We are all too familiar with superheroes through reading comics by Marvel and DC comics. Superheroes come in all shapes and sizes, aiming to rid the world of evil. Growing up in America, we always looked up to a superhero that would fight the bad guys before chaos erupts the area.
A superhero is someone who possesses extraordinary talents or superhuman powers. The ultimate moral goal within every superhero is to protect us from all of the evil in the world. Some common traits that we associate with superheroes include having a strong moral code, extraordinary powers, concealing with a secret identity, donning a distinctive costume, having a gallery of archenemies, a detailed backstory, and having an underlying motif/theme. Each trait is very similar to many of the superheroes we follow through comic book. Some familiar superheroes we know include Spiderman, Wonder Woman, Superman, Batman, Wolverine, and other notorious characters.
On the other side of the spectrum are the antiheroes. Antiheroes are protagonists who lack conventional heroic qualities such as courage, idealism, and morality. Many antihero figures possess darker personality traits including dishonesty, disagreeableness, and aggressiveness. It wasn’t until the late 1950s where literature started creating antihero characters in stories. Early works of literature portrayed antiheroes as alienated figures that were unable to communicate with the world. Some familiar antiheroes in works of literature included Severus Snape, Raoul Duke, and Jay Gatsby.
Antiheroes have been portrayed in television and film within the past few decades. In fact, the first antihero character on TV was Jim Rockford in The Rockford Files. James Gardner portrayed what would become one of the most iconic characters in television history. Hollywood introduced us to a myriad of antihero figures including Walter White, Don Draper, Tony Soprano, Dexter Morgan, Nancy Botwin, Frank Underwood, and many other conniving characters.
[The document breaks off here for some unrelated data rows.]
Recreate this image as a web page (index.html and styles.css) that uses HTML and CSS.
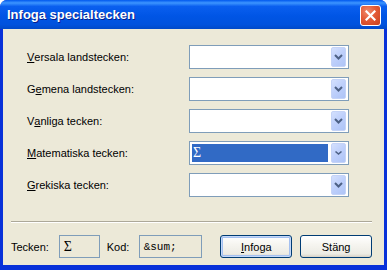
FILE: index.html
```html
<!DOCTYPE html>
<html lang="sv">
<head>
    <meta charset="UTF-8">
    <title>Infoga specialtecken</title>
    <link rel="stylesheet" href="styles.css">
</head>
<body>
    <div class="window">
        <div class="titlebar">
            <span class="title">Infoga specialtecken</span>
            <span class="close">
                <svg width="11" height="11" viewBox="0 0 11 11"><path d="M1.5 1.5 L9.5 9.5 M9.5 1.5 L1.5 9.5" stroke="#fff" stroke-width="2.2" stroke-linecap="square"/></svg>
            </span>
        </div>
        <div class="client">
            <div class="fields">
                <label class="field-label"><u>V</u>ersala landstecken:</label>
                <div class="combo"><span class="value"></span><span class="drop"><svg width="9" height="6" viewBox="0 0 9 6"><path d="M1 1 L4.5 4.5 L8 1" fill="none" stroke="#4d6185" stroke-width="2"/></svg></span></div>

                <label class="field-label">G<u>e</u>mena landstecken:</label>
                <div class="combo"><span class="value"></span><span class="drop"><svg width="9" height="6" viewBox="0 0 9 6"><path d="M1 1 L4.5 4.5 L8 1" fill="none" stroke="#4d6185" stroke-width="2"/></svg></span></div>

                <label class="field-label">V<u>a</u>nliga tecken:</label>
                <div class="combo"><span class="value"></span><span class="drop"><svg width="9" height="6" viewBox="0 0 9 6"><path d="M1 1 L4.5 4.5 L8 1" fill="none" stroke="#4d6185" stroke-width="2"/></svg></span></div>

                <label class="field-label"><u>M</u>atematiska tecken:</label>
                <div class="combo"><span class="value selected">&Sigma;</span><span class="drop"><svg width="9" height="6" viewBox="0 0 9 6"><path d="M1.5 1.5 L4.5 4 L7.5 1.5" fill="none" stroke="#4d6185" stroke-width="1.6"/></svg></span></div>

                <label class="field-label"><u>G</u>rekiska tecken:</label>
                <div class="combo"><span class="value"></span><span class="drop"><svg width="9" height="6" viewBox="0 0 9 6"><path d="M1 1 L4.5 4.5 L8 1" fill="none" stroke="#4d6185" stroke-width="2"/></svg></span></div>
            </div>
            <div class="separator"></div>
            <div class="footer">
                <span class="foot-label">Tecken:</span>
                <div class="readout char">&Sigma;</div>
                <span class="foot-label kod">Kod:</span>
                <div class="readout code">&amp;sum;</div>
                <button class="btn default"><u>I</u>nfoga</button>
                <button class="btn">Stäng</button>
            </div>
        </div>
    </div>
</body>
</html>
```

FILE: styles.css
```css
body {
    margin: 0;
    font-family: "Liberation Sans", Arial, sans-serif;
    font-size: 11px;
    color: #000;
}
.window {
    width: 387px;
    height: 270px;
    box-sizing: border-box;
    background: #0831d9;
    border-radius: 7px 7px 0 0;
    display: flex;
    flex-direction: column;
    overflow: hidden;
}
.titlebar {
    height: 29px;
    flex: none;
    display: flex;
    align-items: center;
    justify-content: space-between;
    padding: 0 6px 0 7px;
    background: linear-gradient(#0058ee 0%, #3d95ff 10%, #0a5fef 22%, #0055e5 55%, #0052dd 85%, #0049c8 100%);
}
.title {
    color: #fff;
    font-weight: bold;
    font-size: 13px;
    text-shadow: 1px 1px 0 #0a1e8a;
}
.close {
    width: 19px;
    height: 19px;
    display: flex;
    align-items: center;
    justify-content: center;
    border: 1px solid #fff;
    border-radius: 3px;
    background: radial-gradient(circle at 35% 30%, #f08a6c 0%, #e35a36 45%, #c8401c 100%);
    margin-top: 1px;
}
.client {
    flex: 1;
    margin: 0 3px 5px 3px;
    background: #ece9d8;
    padding: 16px 12px 0 8px;
}
.fields {
    display: grid;
    grid-template-columns: 162px 160px;
    row-gap: 8px;
    padding-left: 16px;
}
.field-label {
    display: flex;
    align-items: center;
    height: 24px;
}
.combo {
    height: 24px;
    box-sizing: border-box;
    border: 1px solid #7f9db9;
    background: #fff;
    display: flex;
    align-items: center;
    padding: 1px 1px 1px 2px;
}
.value {
    flex: 1;
    height: 18px;
    margin-right: 3px;
    line-height: 18px;
    padding-left: 1px;
    font-family: "Liberation Serif", "Times New Roman", serif;
    font-size: 14px;
}
.value.selected {
    background: #316ac5;
    color: #fff;
}
.drop {
    width: 15px;
    height: 20px;
    box-sizing: border-box;
    border: 1px solid #c4d3f7;
    border-radius: 2px;
    background: linear-gradient(135deg, #d4e0fd 0%, #bdcffb 50%, #aec4f6 100%);
    display: flex;
    align-items: center;
    justify-content: center;
    margin-right: 1px;
}
.separator {
    height: 1px;
    background: #aca899;
    border-bottom: 1px solid #fff;
    margin-top: 24px;
}
.footer {
    display: flex;
    align-items: center;
    margin-top: 12px;
}
.foot-label {
    width: 48px;
}
.foot-label.kod {
    width: 32px;
    margin-left: 7px;
}
.readout {
    height: 23px;
    box-sizing: border-box;
    border: 1px solid #7f9db9;
    display: flex;
    align-items: center;
    padding-left: 4px;
}
.char {
    width: 41px;
    font-family: "Liberation Serif", "Times New Roman", serif;
    font-size: 14px;
}
.code {
    width: 64px;
    font-family: "Liberation Mono", "Courier New", monospace;
    font-size: 11px;
}
.btn {
    height: 23px;
    width: 72px;
    margin-left: 8px;
    font-family: "Liberation Sans", Arial, sans-serif;
    font-size: 11px;
    color: #000;
    border: 1px solid #003c74;
    border-radius: 3px;
    background: linear-gradient(#ffffff 0%, #f6f5f0 40%, #ecebe4 85%, #d6d0c5 100%);
    padding: 0;
}
.btn:first-of-type {
    margin-left: 18px;
}
.btn.default {
    box-shadow: inset 0 0 0 1px #c4d8f8, inset 0 0 0 2px #a4c0f0;
}
```
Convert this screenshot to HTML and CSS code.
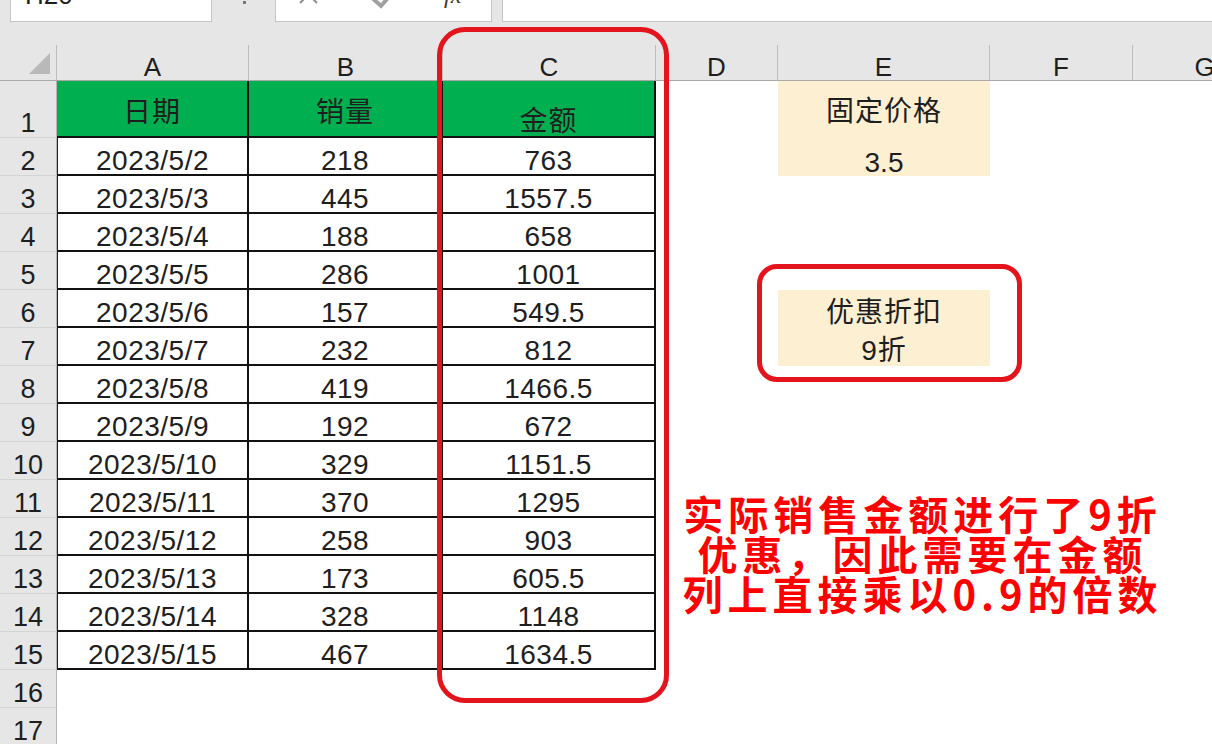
FILE: index.html
```html
<!DOCTYPE html>
<html lang="zh-CN">

<head>
    <meta charset="UTF-8">
    <meta name="viewport" content="width=device-width, initial-scale=1.0">
    <title>销售金额 - 9折</title>
    <link rel="stylesheet" href="styles.css">
</head>

<body>
    <div class="app">
        <div class="toolbar">
            <div class="name-box"><span>H20</span></div>
            <div class="dots"><i></i></div>
            <div class="fx-box">
                <svg width="217" height="22" viewBox="0 0 217 22">
                    <line x1="25" y1="-13" x2="42" y2="4" stroke="#8c8c8c" stroke-width="2" />
                    <line x1="42" y1="-13" x2="25" y2="4" stroke="#8c8c8c" stroke-width="2" />
                    <polyline points="94,-4 106,7 126,-16" fill="none" stroke="#a0a0a0" stroke-width="4" />
                    <text x="169" y="4" class="fx-text">fx</text>
                </svg>
            </div>
            <div class="formula-input"></div>
        </div>

        <div class="sheet">
            <div class="row colhead">
                <div class="corner">
                    <svg width="21" height="21" viewBox="0 0 21 21"><polygon points="21,0 21,21 0,21" fill="#b9b9b9" /></svg>
                </div>
                <div>A</div><div>B</div><div>C</div><div>D</div><div>E</div><div>F</div><div>G</div>
            </div>

            <div class="row r1">
                <div class="rh">1</div>
                <div class="t hd mid">日期</div>
                <div class="t hd mid">销量</div>
                <div class="t hd">金额</div>
                <div></div>
                <div class="tan mid cn">固定价格</div>
                <div></div><div></div>
            </div>
            <div class="row">
                <div class="rh">2</div>
                <div class="t l">2023/5/2</div><div class="t">218</div><div class="t">763</div>
                <div></div><div class="tan">3.5</div><div></div><div></div>
            </div>
            <div class="row">
                <div class="rh">3</div>
                <div class="t l">2023/5/3</div><div class="t">445</div><div class="t">1557.5</div>
                <div></div><div></div><div></div><div></div>
            </div>
            <div class="row">
                <div class="rh">4</div>
                <div class="t l">2023/5/4</div><div class="t">188</div><div class="t">658</div>
                <div></div><div></div><div></div><div></div>
            </div>
            <div class="row">
                <div class="rh">5</div>
                <div class="t l">2023/5/5</div><div class="t">286</div><div class="t">1001</div>
                <div></div><div></div><div></div><div></div>
            </div>
            <div class="row">
                <div class="rh">6</div>
                <div class="t l">2023/5/6</div><div class="t">157</div><div class="t">549.5</div>
                <div></div><div class="tan cn">优惠折扣</div><div></div><div></div>
            </div>
            <div class="row">
                <div class="rh">7</div>
                <div class="t l">2023/5/7</div><div class="t">232</div><div class="t">812</div>
                <div></div><div class="tan cn">9折</div><div></div><div></div>
            </div>
            <div class="row">
                <div class="rh">8</div>
                <div class="t l">2023/5/8</div><div class="t">419</div><div class="t">1466.5</div>
                <div></div><div></div><div></div><div></div>
            </div>
            <div class="row">
                <div class="rh">9</div>
                <div class="t l">2023/5/9</div><div class="t">192</div><div class="t">672</div>
                <div></div><div></div><div></div><div></div>
            </div>
            <div class="row">
                <div class="rh">10</div>
                <div class="t l">2023/5/10</div><div class="t">329</div><div class="t">1151.5</div>
                <div></div><div></div><div></div><div></div>
            </div>
            <div class="row">
                <div class="rh">11</div>
                <div class="t l">2023/5/11</div><div class="t">370</div><div class="t">1295</div>
                <div></div><div></div><div></div><div></div>
            </div>
            <div class="row">
                <div class="rh">12</div>
                <div class="t l">2023/5/12</div><div class="t">258</div><div class="t">903</div>
                <div></div><div></div><div></div><div></div>
            </div>
            <div class="row">
                <div class="rh">13</div>
                <div class="t l">2023/5/13</div><div class="t">173</div><div class="t">605.5</div>
                <div></div><div></div><div></div><div></div>
            </div>
            <div class="row">
                <div class="rh">14</div>
                <div class="t l">2023/5/14</div><div class="t">328</div><div class="t">1148</div>
                <div></div><div></div><div></div><div></div>
            </div>
            <div class="row">
                <div class="rh">15</div>
                <div class="t l">2023/5/15</div><div class="t">467</div><div class="t">1634.5</div>
                <div></div><div></div><div></div><div></div>
            </div>
            <div class="row">
                <div class="rh">16</div>
                <div></div><div></div><div></div><div></div><div></div><div></div><div></div>
            </div>
            <div class="row">
                <div class="rh">17</div>
                <div></div><div></div><div></div><div></div><div></div><div></div><div></div>
            </div>
        </div>

        <!-- red marks drawn over the sheet -->
        <div class="ring ring-c"></div>
        <div class="ring ring-e"></div>
        <div class="note">实际销售金额进行了9折<br>优惠，因此需要在金额<br>列上直接乘以0.9的倍数</div>
    </div>
</body>

</html>
```

FILE: styles.css
```css
* {
    box-sizing: border-box;
}

body {
    margin: 0;
    padding: 0;
    background: #fff;
    overflow: hidden;
    font-family: "Liberation Sans", "Noto Sans CJK SC", sans-serif;
    color: #1e1e1e;
}

.app {
    position: relative;
    width: 1212px;
    height: 744px;
    overflow: hidden;
    background: #fff;
}

/* formula bar */
.toolbar {
    height: 45px;
    background: #e6e6e6;
    display: flex;
    align-items: flex-start;
}

.name-box {
    margin-left: 10px;
    width: 202px;
    height: 22px;
    background: #fff;
    border: 1px solid #c4c4c4;
    border-top: 0;
    overflow: hidden;
    font-size: 26px;
    line-height: 1;
    padding-left: 14px;
}

.name-box span {
    display: block;
    margin-top: -18px;
}

.dots {
    width: 63px;
    height: 22px;
    position: relative;
}

.dots i {
    position: absolute;
    left: 31px;
    top: 1px;
    width: 3px;
    height: 3px;
    background: #777;
}

.fx-box {
    width: 217px;
    height: 22px;
    background: #fff;
    border: 1px solid #c4c4c4;
    border-top: 0;
    overflow: hidden;
}

.fx-box svg {
    display: block;
    margin: -1px 0 0 -1px;
}

.fx-text {
    font-family: "Liberation Serif", serif;
    font-style: italic;
    font-size: 24px;
    fill: #3a3a3a;
}

.formula-input {
    flex: 1;
    margin-left: 10px;
    height: 22px;
    background: #fff;
    border: 1px solid #c4c4c4;
    border-top: 0;
    border-right: 0;
}

/* sheet grid */
.sheet {
    margin-top: -45px;
    padding-top: 45px;
}

.row {
    display: grid;
    grid-template-columns: 57px 192px 194px 213px 122px 212px 143px 144px;
    height: 38px;
}

.row > div {
    display: flex;
    justify-content: center;
    align-items: flex-end;
    line-height: 26px;
}

.colhead {
    height: 36px;
    background: #e6e6e6;
    border-bottom: 1px solid #a9a9a9;
}

.colhead > div {
    border-right: 1px solid #bdbdbd;
    font-size: 26px;
    padding-bottom: 0;
}

.colhead > div:first-child + div {
    border-left: 0;
}

.colhead .corner {
    justify-content: flex-end;
    padding: 0 6px 6px 0;
    line-height: 0;
}

.r1 {
    height: 57px;
}

.rh {
    background: #e6e6e6;
    border-right: 1px solid #b5b5b5;
    border-bottom: 1px solid #d3d3d3;
    font-size: 27px;
    padding-bottom: 1px;
}

.t {
    border-right: 2px solid #111;
    border-bottom: 2px solid #111;
    font-size: 28px;
    letter-spacing: 0.5px;
}

.t.l {
    border-left: 1px solid #222;
}

.hd {
    background: #00b050;
    font-size: 28px;
    letter-spacing: 1px;
    padding-bottom: 1px;
}

.tan {
    background: #fcefd2;
    font-size: 28px;
}

.cn {
    letter-spacing: 1px;
    padding-bottom: 2px;
}

.row > .mid {
    align-items: center;
    padding-top: 10px;
}

.row > .tan.mid {
    padding-top: 6px;
}

/* red marks */
.ring {
    position: absolute;
    border: 5px solid #e3141c;
}

.ring-c {
    left: 437px;
    top: 27px;
    width: 232px;
    height: 676px;
    border-radius: 28px;
}

.ring-e {
    left: 757px;
    top: 264px;
    width: 265px;
    height: 118px;
    border-radius: 20px;
}

.note {
    position: absolute;
    left: 670px;
    top: 493px;
    width: 500px;
    padding-left: 5px;
    text-align: center;
    font-family: "Noto Sans CJK SC", sans-serif;
    font-weight: 700;
    font-size: 40px;
    line-height: 40px;
    letter-spacing: 5px;
    color: #ff0000;
}
```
So when it comes down to superheroes and antiheroes, I enjoy learning about the antihero characters. Antiheroes seem like evil people, but I understand how they constantly learn to improve on themselves by helping out those less fortunate. Many of these characters have a crazy backstory and they work to help others. Walter White only supported his family by creating methamphetamine because he felt unappreciated in his career. Learning about the origin of the antihero character is intriguing because it is interesting to see what kind of life they lead.